McLean was always intrigued by fellow artists, though they painted for a living and he wrote words and music. And he read a book on van Gogh, fascinated enough that he took references of the artist's famous paintings and made references of the finer points in those paintings in this song ("weathered faces lined in pain / are soothed beneath the artist's loving hand" and "sketch the trees and the daffodils"). McLean realized how dark and gloomy van Gogh's work was and in "Vincent," he made van Gogh into a beautiful but tragic figure.

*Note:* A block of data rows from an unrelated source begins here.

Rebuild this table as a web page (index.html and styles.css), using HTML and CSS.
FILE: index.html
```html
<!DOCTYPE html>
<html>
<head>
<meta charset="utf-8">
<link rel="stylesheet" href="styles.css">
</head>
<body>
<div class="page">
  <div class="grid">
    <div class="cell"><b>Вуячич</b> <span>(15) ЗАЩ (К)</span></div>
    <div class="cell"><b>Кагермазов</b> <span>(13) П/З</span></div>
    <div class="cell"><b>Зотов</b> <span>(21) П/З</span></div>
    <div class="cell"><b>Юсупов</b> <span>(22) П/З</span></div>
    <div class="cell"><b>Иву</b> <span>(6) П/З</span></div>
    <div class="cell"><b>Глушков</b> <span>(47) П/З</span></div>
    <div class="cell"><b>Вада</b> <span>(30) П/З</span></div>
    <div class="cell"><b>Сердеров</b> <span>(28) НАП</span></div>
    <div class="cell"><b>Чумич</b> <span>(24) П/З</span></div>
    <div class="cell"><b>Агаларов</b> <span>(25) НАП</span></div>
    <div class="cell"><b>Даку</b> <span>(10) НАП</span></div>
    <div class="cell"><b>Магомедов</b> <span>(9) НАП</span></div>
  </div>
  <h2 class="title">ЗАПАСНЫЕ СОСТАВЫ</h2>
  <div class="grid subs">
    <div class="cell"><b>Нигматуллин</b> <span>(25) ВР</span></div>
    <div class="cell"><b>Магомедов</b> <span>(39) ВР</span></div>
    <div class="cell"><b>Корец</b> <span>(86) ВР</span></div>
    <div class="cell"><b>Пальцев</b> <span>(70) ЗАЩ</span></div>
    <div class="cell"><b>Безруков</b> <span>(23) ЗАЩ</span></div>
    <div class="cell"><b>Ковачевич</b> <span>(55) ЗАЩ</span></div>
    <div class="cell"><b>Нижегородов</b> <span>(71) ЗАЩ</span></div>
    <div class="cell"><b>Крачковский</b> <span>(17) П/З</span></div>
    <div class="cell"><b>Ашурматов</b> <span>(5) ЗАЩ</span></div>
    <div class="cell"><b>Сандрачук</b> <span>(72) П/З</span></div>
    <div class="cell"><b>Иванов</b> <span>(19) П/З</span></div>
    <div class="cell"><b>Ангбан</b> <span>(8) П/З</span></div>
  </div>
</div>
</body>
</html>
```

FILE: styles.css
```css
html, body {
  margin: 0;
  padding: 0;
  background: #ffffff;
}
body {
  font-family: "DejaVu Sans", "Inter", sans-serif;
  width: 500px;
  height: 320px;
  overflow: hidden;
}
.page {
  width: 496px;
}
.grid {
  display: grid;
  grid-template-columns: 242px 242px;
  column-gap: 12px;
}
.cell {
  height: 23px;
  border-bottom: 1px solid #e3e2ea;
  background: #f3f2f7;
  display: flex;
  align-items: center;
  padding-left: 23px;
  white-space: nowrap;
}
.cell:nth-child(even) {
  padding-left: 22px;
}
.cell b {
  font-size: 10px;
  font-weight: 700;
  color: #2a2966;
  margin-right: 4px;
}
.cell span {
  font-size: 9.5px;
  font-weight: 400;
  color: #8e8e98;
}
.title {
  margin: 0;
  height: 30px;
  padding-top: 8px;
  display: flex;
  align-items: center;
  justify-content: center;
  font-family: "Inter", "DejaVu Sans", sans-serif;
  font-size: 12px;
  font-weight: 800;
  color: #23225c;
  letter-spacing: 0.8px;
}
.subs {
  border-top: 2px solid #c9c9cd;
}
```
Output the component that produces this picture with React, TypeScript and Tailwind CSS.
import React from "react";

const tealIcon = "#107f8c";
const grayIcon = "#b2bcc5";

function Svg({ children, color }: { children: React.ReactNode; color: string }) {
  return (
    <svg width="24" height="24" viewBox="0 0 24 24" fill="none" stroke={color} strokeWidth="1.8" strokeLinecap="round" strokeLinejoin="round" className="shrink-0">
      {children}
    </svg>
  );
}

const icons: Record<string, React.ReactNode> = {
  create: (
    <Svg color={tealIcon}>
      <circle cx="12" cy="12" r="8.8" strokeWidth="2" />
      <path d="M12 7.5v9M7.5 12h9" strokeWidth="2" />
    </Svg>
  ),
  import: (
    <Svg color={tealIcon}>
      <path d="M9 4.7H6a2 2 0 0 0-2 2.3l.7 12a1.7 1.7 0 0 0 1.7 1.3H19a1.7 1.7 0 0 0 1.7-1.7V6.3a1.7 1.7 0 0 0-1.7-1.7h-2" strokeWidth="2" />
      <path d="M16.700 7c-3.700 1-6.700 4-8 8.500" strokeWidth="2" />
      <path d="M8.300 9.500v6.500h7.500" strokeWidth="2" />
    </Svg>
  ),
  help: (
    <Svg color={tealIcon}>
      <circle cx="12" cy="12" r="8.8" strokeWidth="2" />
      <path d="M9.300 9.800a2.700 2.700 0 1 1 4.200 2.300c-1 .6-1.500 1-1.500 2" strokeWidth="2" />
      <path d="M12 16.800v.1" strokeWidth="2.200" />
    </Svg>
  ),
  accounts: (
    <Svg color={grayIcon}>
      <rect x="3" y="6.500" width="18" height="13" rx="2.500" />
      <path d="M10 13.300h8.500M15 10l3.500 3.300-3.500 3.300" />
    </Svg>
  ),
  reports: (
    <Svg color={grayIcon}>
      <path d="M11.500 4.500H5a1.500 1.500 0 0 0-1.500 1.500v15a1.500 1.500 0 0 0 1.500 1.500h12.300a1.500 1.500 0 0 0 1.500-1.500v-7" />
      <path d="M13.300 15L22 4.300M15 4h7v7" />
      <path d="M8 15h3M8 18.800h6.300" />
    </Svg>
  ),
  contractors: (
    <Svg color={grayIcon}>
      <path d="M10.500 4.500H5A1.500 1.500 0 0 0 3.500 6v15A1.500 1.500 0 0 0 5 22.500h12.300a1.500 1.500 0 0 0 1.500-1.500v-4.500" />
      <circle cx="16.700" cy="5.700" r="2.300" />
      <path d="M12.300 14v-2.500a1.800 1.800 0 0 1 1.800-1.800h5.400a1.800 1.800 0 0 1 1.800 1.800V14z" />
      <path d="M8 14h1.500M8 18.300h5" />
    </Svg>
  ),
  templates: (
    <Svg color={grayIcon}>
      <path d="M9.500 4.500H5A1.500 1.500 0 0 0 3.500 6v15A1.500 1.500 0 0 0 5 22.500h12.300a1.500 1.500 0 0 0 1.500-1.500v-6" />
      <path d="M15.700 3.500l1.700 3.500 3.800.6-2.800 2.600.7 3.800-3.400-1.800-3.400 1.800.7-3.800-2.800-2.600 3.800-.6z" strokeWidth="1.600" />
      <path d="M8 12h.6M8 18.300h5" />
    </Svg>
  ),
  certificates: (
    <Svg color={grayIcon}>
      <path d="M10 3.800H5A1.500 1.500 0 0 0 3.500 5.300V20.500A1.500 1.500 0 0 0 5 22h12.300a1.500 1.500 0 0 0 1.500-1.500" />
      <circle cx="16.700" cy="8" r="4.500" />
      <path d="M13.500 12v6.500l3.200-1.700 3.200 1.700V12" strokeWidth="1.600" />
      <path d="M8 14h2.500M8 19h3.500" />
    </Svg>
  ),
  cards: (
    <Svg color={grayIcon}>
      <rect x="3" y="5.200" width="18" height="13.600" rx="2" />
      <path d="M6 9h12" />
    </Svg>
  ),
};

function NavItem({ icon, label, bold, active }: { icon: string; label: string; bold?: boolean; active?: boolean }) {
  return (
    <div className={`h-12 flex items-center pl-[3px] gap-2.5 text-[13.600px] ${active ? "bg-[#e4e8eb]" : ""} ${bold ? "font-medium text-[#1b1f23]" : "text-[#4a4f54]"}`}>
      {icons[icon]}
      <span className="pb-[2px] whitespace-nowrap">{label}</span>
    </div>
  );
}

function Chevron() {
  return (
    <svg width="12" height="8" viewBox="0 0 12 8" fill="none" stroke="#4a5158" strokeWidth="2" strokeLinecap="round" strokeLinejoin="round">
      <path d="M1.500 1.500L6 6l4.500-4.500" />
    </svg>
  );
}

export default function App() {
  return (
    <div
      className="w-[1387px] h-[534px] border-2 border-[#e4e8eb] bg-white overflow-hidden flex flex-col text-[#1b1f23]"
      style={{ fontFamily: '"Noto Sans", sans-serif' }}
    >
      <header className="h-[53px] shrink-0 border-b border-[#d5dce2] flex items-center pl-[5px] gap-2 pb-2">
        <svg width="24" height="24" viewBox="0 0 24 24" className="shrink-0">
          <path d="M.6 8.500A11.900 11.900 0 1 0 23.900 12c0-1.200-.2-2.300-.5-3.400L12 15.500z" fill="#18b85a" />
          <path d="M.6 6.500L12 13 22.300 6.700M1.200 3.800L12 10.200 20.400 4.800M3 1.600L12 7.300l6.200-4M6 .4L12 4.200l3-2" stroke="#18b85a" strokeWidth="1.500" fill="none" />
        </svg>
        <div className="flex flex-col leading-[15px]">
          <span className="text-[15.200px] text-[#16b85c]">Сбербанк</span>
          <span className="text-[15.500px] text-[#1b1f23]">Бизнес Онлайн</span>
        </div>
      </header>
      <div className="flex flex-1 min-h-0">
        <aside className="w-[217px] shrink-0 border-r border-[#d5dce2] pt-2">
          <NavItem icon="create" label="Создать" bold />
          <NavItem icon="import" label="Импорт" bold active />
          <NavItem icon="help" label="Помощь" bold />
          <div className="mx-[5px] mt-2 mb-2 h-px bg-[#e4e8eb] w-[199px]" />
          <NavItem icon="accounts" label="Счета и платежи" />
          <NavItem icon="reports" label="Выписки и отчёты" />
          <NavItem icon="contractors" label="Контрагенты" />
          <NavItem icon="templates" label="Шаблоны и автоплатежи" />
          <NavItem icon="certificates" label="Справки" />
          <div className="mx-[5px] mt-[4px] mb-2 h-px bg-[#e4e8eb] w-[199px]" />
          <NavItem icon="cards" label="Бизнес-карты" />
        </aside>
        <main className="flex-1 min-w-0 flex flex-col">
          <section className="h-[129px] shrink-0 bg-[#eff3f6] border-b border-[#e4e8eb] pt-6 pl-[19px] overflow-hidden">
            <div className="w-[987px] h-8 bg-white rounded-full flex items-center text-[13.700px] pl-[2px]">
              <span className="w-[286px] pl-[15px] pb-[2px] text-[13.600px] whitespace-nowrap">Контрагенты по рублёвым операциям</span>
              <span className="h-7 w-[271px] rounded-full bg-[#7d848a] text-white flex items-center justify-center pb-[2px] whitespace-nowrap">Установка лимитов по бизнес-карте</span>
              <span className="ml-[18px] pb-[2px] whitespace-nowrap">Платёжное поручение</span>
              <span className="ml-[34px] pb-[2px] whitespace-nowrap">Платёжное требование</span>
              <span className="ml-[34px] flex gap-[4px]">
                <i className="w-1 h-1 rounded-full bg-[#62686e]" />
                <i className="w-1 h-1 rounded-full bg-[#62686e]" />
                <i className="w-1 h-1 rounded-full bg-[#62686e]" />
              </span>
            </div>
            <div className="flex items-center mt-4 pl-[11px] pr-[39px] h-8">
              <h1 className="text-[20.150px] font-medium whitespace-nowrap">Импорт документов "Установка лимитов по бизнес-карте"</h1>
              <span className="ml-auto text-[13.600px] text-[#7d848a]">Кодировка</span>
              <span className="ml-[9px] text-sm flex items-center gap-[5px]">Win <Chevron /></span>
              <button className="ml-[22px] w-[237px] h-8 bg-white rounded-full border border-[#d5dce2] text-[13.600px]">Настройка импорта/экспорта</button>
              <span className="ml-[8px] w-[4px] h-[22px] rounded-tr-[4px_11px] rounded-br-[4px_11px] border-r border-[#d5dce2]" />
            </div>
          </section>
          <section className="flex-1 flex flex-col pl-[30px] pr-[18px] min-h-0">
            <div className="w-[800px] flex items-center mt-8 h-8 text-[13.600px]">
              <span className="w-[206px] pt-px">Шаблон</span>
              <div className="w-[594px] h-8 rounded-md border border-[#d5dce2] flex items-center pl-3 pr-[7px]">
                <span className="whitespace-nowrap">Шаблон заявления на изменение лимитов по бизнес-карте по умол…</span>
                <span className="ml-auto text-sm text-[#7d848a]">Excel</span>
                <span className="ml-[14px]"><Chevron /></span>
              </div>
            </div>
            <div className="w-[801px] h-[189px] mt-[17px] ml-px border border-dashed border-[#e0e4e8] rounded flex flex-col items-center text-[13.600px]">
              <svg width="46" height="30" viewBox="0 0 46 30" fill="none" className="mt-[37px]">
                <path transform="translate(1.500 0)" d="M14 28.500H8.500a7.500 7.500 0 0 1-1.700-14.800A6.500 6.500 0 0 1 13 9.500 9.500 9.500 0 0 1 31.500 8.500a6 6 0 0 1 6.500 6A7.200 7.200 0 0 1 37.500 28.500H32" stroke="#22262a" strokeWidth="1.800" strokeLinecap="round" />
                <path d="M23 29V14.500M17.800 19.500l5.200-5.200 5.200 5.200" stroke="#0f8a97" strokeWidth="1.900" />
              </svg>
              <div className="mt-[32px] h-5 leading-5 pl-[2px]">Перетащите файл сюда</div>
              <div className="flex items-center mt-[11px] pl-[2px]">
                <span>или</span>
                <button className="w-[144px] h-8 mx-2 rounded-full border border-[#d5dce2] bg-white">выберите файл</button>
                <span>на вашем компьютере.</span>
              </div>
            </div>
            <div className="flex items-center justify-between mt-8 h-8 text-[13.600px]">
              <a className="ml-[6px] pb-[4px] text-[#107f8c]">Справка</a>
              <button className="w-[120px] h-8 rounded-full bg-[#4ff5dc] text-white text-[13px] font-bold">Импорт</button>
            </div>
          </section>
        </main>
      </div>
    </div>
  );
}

It was in those paintings, though, that McLean realized that what van Gogh was doing even in the darkest of pictures was "setting people free" from where they were, who they were and what they were doing in them.

This is why the album "American Pie" is a great work but sometimes under-appreciated because most people know the title song and that's it. "Vincent" was as much tragic and beautiful as "American Pie" was nostalgic and driving.

And while the song may not have gotten total adulation in the U.S., across the Atlantic in England, the song was truly accepted. It was a No. 1 hit in early June 1972, something "American Pie" never did there.

Most people who hear the lyrics -- like myself for a long, long time -- knew "Vincent" as a tragic figure in art history. But to read the story, you can understand why Don McLean had those feelings for Vincent van Gogh. He was a beautiful artist tormented by personal demons that won out in the end.

McLean conveyed that persona in a beautiful song that has lived on for three generations now.